It has worked before and it can work again. Let’s do this.

Elizabeth Warren will propose a tax on the super-rich to curb inequality.

Democratic senator and 2020 presidential candidate Elizabeth Warren is expected to announce her plan for a new wealth tax that will affect the richest 0.1% of Americans. The tax is intended to help curb America’s astronomical gap in income equality.


The wealthiest 1% of American households now hold 40% of the country’s wealth, the largest discrepancy in at least 50 years.

The proposal will likely levy a 2% tax on Americans with assets over $50 million and a 3% tax on those with more than $1 billion. The tax is projected to raise $2.75 trillion over a ten-year period.

The tax plan will also create three new mechanisms to combat tax evasion.

“One of the key motivations for introducing a progressive wealth tax is to curb the growing concentration of wealth,” Emmanuel Saez and Gabriel Zucman, economic advisors to Warren said.

“The top 1 percent wealth share has increased dramatically from about 22 percent in the late 1970s to around 40 percent in recent years,” Zucman and Saez continued. “Conversely, the wealth share of the bottom 95 percent of families has declined from about 50 percent in the late 1970s to about 40 percent today.”

At this time it’s not known what Warren plans to do with the money raised from the tax hike to address America’s inequality issues.

However, the additional income for the government generated by the tax hike probably won’t change things significantly. The 2017 Trump tax cut for the wealthy cut federal tax revenues by about $230 billion a year, this money does little more than replenish what was lost.

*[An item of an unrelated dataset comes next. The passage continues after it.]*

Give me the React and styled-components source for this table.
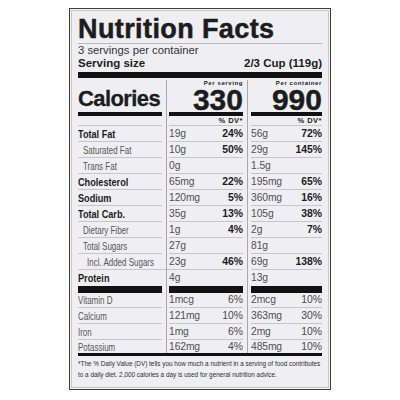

But, there are some positive things that $275 billion a year could do to help the other 99.9% of Americans:

— Pay for 10% of a Medicare for All plan ($2.5 trillion annual cost).

— Completely fund free colleges and universities ($75 billion).

— Pay for 75% of the annual interest on the national debt ($364 billion) or it could reduce the annual contribution to the national debt by about 28% ($1 trillion in 2020).

— If we saved the tax money for a little over five years, we could pay off the country’s student loan debt ($1.5 trillion).

— We could dramatically increase the annual spending on K through 12 education ($649 billion a year).

— Cut every American who isn’t super wealthy a $846.00 check every year.